After the American War of Independence international law began to change and land acquisition by “settlement” superceded discovery. So by the time Captain Phillip arrived in New South Wales on January18, 1788, and proclaimed the settlement on February 7 the law had switched to “land desart of civilized people” which in the eyes of Blackstone and Vattel meant “civilised” in that the land was cultivated. There being no evidence of cultivation the land was settled not stolen. The outcry arising from the 1992 decision in Mabo (No2) case that it overturned “Terra Nullius” is spurious. The term “Terra Nullius” originated in the 20th century so if you had to give a latin term the proper description might be closer to “Terra Barbaricus.”
What Governor Phillip brought to New South Wales was, according to Blackstone,
If an uninhabited country (and ‘uninhabited’ means uninhabited by civilized people) be discovered and planted by English subjects, all the laws then in being – which are the birth-right of every subject – are immediately there in force. But this must be understood with many and very great restrictions. Such colonists carry with them only so much of the English law as is applicable to their situation and the conditions of the infant colony….
It may be ironic that the land laws applied to the world’s largest island were derived from those introduced into a much smaller island by the Norman invasion of 1066. The laws were designed to govern a feudal state comprised of good arable land, self-sufficient villages and ample water. In Australia, they were applied to a large hot land with a frail coating of top soil, unfamiliar flora and fauna, and very little fresh water.
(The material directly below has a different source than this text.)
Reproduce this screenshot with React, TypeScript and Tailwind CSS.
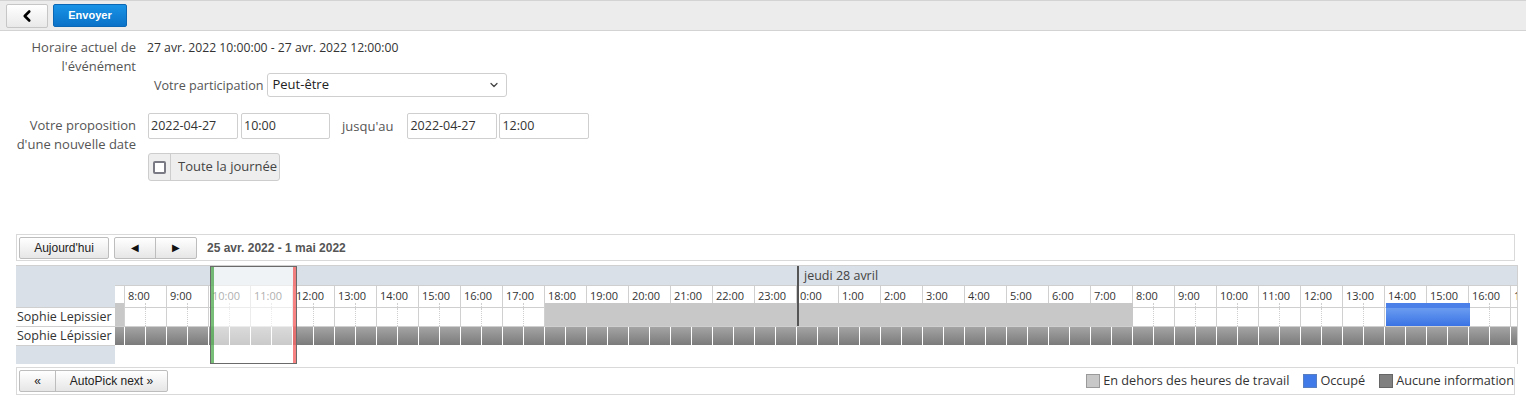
import React from 'react';
import { ChevronLeft, ChevronDown } from 'lucide-react';

const hours: number[] = [
  8, 9, 10, 11, 12, 13, 14, 15, 16, 17, 18, 19, 20, 21, 22, 23,
  0, 1, 2, 3, 4, 5, 6, 7, 8, 9, 10, 11, 12, 13, 14, 15, 16, 17,
];

// blocs positionnés à partir de l'origine de la zone horaire (x = 115, y = 266)
const blocks = [
  { left: 0, width: 9, kind: 'off' },
  { left: 430, width: 588, kind: 'off' },
  { left: 1271, width: 84, kind: 'busy' },
];

const label = 'text-[13px] leading-[19px] text-[#555]';

const Input: React.FC<{ value: string; w: string }> = ({ value, w }) => (
  <div className={`${w} h-[26px] border border-[#cfcfcf] rounded-[2px] bg-white px-[2px] flex items-center text-[12.5px] text-[#333]`}>
    {value}
  </div>
);

const App: React.FC = () => {
  return (
    <div className="w-[1526px] h-[413px] bg-white overflow-hidden font-['Open_Sans',sans-serif] text-[#333]">
      {/* barre du haut */}
      <div className="h-[31px] bg-[#ececec] border-t border-b border-[#d3d3d3] flex items-center gap-[5px] px-[6px]">
        <button className="w-[42px] h-[24px] rounded-[2px] border border-[#c6c6c6] bg-linear-to-b from-white to-[#e9e9e9] flex items-center justify-center">
          <ChevronLeft size={18} strokeWidth={3.5} className="text-black" />
        </button>
        <button className="w-[74px] h-[23px] rounded-[2px] border border-[#0b67b3] bg-linear-to-b from-[#1993e6] to-[#0a72c8] text-white text-[11px] font-bold font-['Liberation_Sans',sans-serif]">
          Envoyer
        </button>
      </div>

      {/* horaire actuel */}
      <div className="flex mt-[7px]">
        <div className={`w-[136px] text-right ${label}`}>
          Horaire actuel de
          <br />
          l'événément
        </div>
        <div className="ml-[11px]">
          <div className="text-[12.2px] leading-[19px] text-[#333]">
            27 avr. 2022 10:00:00 - 27 avr. 2022 12:00:00
          </div>
          <div className="flex items-center mt-[16px]">
            <span className="text-[12.6px] leading-[19px] text-[#555] ml-[7px] mr-[4px]">Votre participation</span>
            <div className="w-[240px] h-[24px] border border-[#cfcfcf] rounded-[3px] bg-white flex items-center justify-between pl-[4px] pr-[6px] text-[13px] text-[#222]">
              Peut-être
              <ChevronDown size={12} strokeWidth={2.5} className="text-[#444]" />
            </div>
          </div>
        </div>
      </div>

      {/* proposition */}
      <div className="flex mt-[16px]">
        <div className={`w-[136px] text-right pt-[3px] ${label}`}>
          Votre proposition
          <br />
          d'une nouvelle date
        </div>
        <div className="ml-[12px]">
          <div className="flex items-center">
            <Input value="2022-04-27" w="w-[90px]" />
            <div className="w-[3px]" />
            <Input value="10:00" w="w-[89px]" />
            <span className={`${label} ml-[12px] mr-[14px]`}>jusqu'au</span>
            <Input value="2022-04-27" w="w-[90px]" />
            <div className="w-[2px]" />
            <Input value="12:00" w="w-[90px]" />
          </div>
          <div className="mt-[14px] w-[132px] h-[28px] rounded-[3px] border border-[#cdcdcd] bg-[#eeeeee] flex items-center">
            <div className="w-[22px] h-full border-r border-[#cdcdcd] flex items-center justify-center">
              <div className="w-[13px] h-[13px] border-2 border-[#7a7a84] rounded-[2px] bg-white" />
            </div>
            <span className="ml-[7px] text-[13px] text-[#444]">Toute la journée</span>
          </div>
        </div>
      </div>

      {/* planificateur */}
      <div className="ml-[16px] mt-[53px] w-[1499px] h-[27px] border border-[#d9d9d9] flex items-center pl-[2px] font-['Liberation_Sans',sans-serif] text-[12px]">
        <button className="w-[90px] h-[22px] rounded-[2px] border border-[#bdbdbd] bg-linear-to-b from-white to-[#e6e6e6] text-[#222]">
          Aujourd'hui
        </button>
        <div className="ml-[5px] w-[83px] h-[22px] rounded-[2px] border border-[#bdbdbd] bg-linear-to-b from-white to-[#e6e6e6] flex text-[10px] text-[#111]">
          <div className="w-[41px] border-r border-[#bdbdbd] flex items-center justify-center">◀</div>
          <div className="flex-1 flex items-center justify-center">▶</div>
        </div>
        <span className="ml-[10px] font-bold text-[#555]">25 avr. 2022 - 1 mai 2022</span>
      </div>

      <div className="ml-[16px] mt-[4px] w-[1502px] h-[99px] border-t border-r border-[#d0d0d0] flex overflow-hidden">
        {/* noms */}
        <div className="w-[99px] shrink-0 bg-[#dae0e7] flex flex-col">
          <div className="h-[41px]" />
          <div className="h-[19px] bg-white border-t border-[#cfcfcf] text-[12.5px] leading-[18px] pl-[1px] whitespace-nowrap">
            Sophie Lepissier
          </div>
          <div className="h-[20px] bg-white border-t border-b border-[#cfcfcf] text-[12.5px] leading-[18px] pl-[1px] whitespace-nowrap">
            Sophie Lépissier
          </div>
        </div>

        {/* grille horaire */}
        <div className="relative flex-1 overflow-hidden">
          <div className="h-[20px] bg-[#dae0e7] border-b border-[#cfcfcf]" />
          <div className="flex">
            <div className="w-[9px] shrink-0 flex flex-col">
              <div className="h-[21px] bg-white" />
              <div className="h-[19px] border-t border-[#cfcfcf]" />
            </div>
            {hours.map((h, i) => (
              <div key={i} className="w-[42px] shrink-0 border-l border-[#d0d0d0] flex flex-col">
                <div className="h-[21px] relative text-[11px] leading-[17px] pl-[3px] pt-[1px] text-[#333] whitespace-nowrap overflow-hidden">
                  {h}:00
                  <div className="absolute left-[20px] bottom-0 h-[4px] border-l border-dotted border-[#cfcfcf]" />
                </div>
                <div className="h-[19px] border-t border-[#cfcfcf] relative">
                  <div className="absolute left-[20px] top-0 bottom-0 border-l border-dotted border-[#cfcfcf]" />
                </div>
              </div>
            ))}
          </div>
          <div className="flex h-[19px] border-t border-[#cfcfcf]">
            <div className="w-[9px] shrink-0 bg-linear-to-b from-[#a4a4a4] to-[#7b7b7b]" />
            {hours.flatMap((_, i) => [0, 1].map((k) => (
              <div key={`${i}-${k}`} className="w-[21px] shrink-0 border-l border-white bg-linear-to-b from-[#a4a4a4] to-[#7b7b7b]" />
            )))}
          </div>

          {/* hors heures / occupé */}
          {blocks.map((b, i) => (
            <div
              key={i}
              className={`absolute top-[37px] h-[23px] ${b.kind === 'off' ? 'bg-[#c8c8c8]' : 'bg-linear-to-b from-[#6b9cf0] to-[#3a73e4] border-t-[5px] border-[#4a80e8]'}`}
              style={{ left: b.left, width: b.width }}
            />
          ))}

          {/* séparateur de jour */}
          <div className="absolute left-[682px] top-0 w-[2px] h-[60px] bg-[#555]" />
          <div className="absolute left-[689px] top-0 h-[20px] leading-[19px] text-[12.5px] text-[#444]">jeudi 28 avril</div>

          {/* sélection */}
          <div className="absolute left-[95px] top-0 w-[87px] h-[98px] border border-[#6a6a6a] bg-white/60">
            <div className="absolute left-0 top-0 bottom-0 w-[3px] bg-[#2f9a2f]/65" />
            <div className="absolute right-0 top-0 bottom-0 w-[3px] bg-[#f01e1e]/55" />
          </div>
        </div>
      </div>

      {/* bas */}
      <div className="ml-[16px] mt-[3px] w-[1499px] h-[28px] border border-[#d9d9d9] flex items-center pl-[2px]">
        <div className="h-[22px] rounded-[2px] border border-[#bdbdbd] bg-linear-to-b from-white to-[#e6e6e6] flex font-['Liberation_Sans',sans-serif] text-[12px] text-[#222]">
          <div className="w-[36px] border-r border-[#bdbdbd] flex items-center justify-center">«</div>
          <div className="w-[111px] flex items-center justify-center">AutoPick next »</div>
        </div>
        <div className="ml-auto flex items-center text-[12.7px] text-[#333] pr-0">
          <div className="w-[14px] h-[14px] border border-[#9a9a9a] bg-[#c8c8c8]" />
          <span className="ml-[3px]">En dehors des heures de travail</span>
          <div className="ml-[14px] w-[14px] h-[14px] border border-[#5a7fc0] bg-[#3f7ae8]" />
          <span className="ml-[3px]">Occupé</span>
          <div className="ml-[14px] w-[14px] h-[14px] border border-[#666] bg-[#808080]" />
          <span className="ml-[3px]">Aucune information</span>
        </div>
      </div>
    </div>
  );
};

export default App;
It was little wonder that many of the concepts of land tenure initially imposed on the colony did not work as intended and were later modified. In fact, they evolved into the Torrens Title system of land tenure which, when introduced in South Australia in 1858, was the most sophisticated in the world.
What Torrens didn’t change was the rights in land and rights over land. One of the rights over land which would not have been extinguished arose from the usufructory use of the land by its prior occupants, This right to “the fruits of the land” was non-propriety, which would have created a “profit a prende” over any land granted — that is, a right to take from the land owned by another person part of the natural produce grown on that land or part of the soil, earth or rock comprising the land.
I am assuming that any well informed court, prior to the Mabo (no2) case, would have come to the above conclusion if the inhabitants claimed existing-use rights dating back to the “Dreaming” while acknowledging that they were but the guardians and protectors of land.
Had the High Court decided only the case it actually heard, that would still be the law today.